最近、道やスーパーで人とすれ違うとき、「あれ?」と違和感を覚えることが時々あります。どうしてなのか考えてみると、大体はすれ違った人がマスクをしていなかったとき。そんなにすれ違う人をまじまじと眺めるわけではないのに、それでも”鼻から下の表情”を何となく思い出したときに顔全体が見えたから違和感を覚えたのです。

不思議な世の中になりました。あれだけ異様に感じていた市中マスク姿の老若男女・・・不織布マスクであってもウレタンや布製であっても、それをしている方が自然で違和感がない。むしろしていない方が「何かおかしい」と感じてしまう。そんな時代になってしまったなんて。
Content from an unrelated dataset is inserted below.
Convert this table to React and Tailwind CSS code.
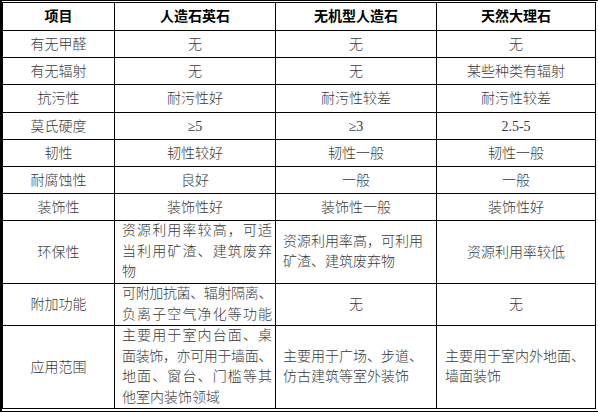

先日スーパーの駐車場でチロルチョコレートを食べたら少し溶けていて手にチョコが付いて汚れてしまいました。トイレで手を洗おうと車を降りて歩き出したところでマスクをしていないことにハタと気付きました。歩きながら、「あれ、何か変だぞ。何かが足りないぞ」と感じたのです。慌てて車に戻りましたが、口の周りにもチョコが付いているのでマスクはめたらマスクが汚れてしまう・・・結局、持っていたハンカチで手を拭いてチョコの付いたハンカチを恨めしそうに眺めながらそのまま駐車場を離れました。夢の中で、家を出てきてしばらく普通に歩いていたら、皆が自分を見るので「知り合いだったかな」と考えた瞬間に自分がマスクをしていないことに気付いて大慌てしたことがあります。日常で自宅以外では無意識のうちに常にマスクをしているもので、逆に外したままでも気付かなくなってしまっているのです。もはやマスクは顔の一部、かな。

再び地獄の夏が近づきました。さすがにマスクして生活する夏は苦痛です。でも、とか云いながらおそらく昨年の今頃より明らかに慣れてしまうはずです。だってほぼ皮膚の一部に化生してしまおうとしているのだから。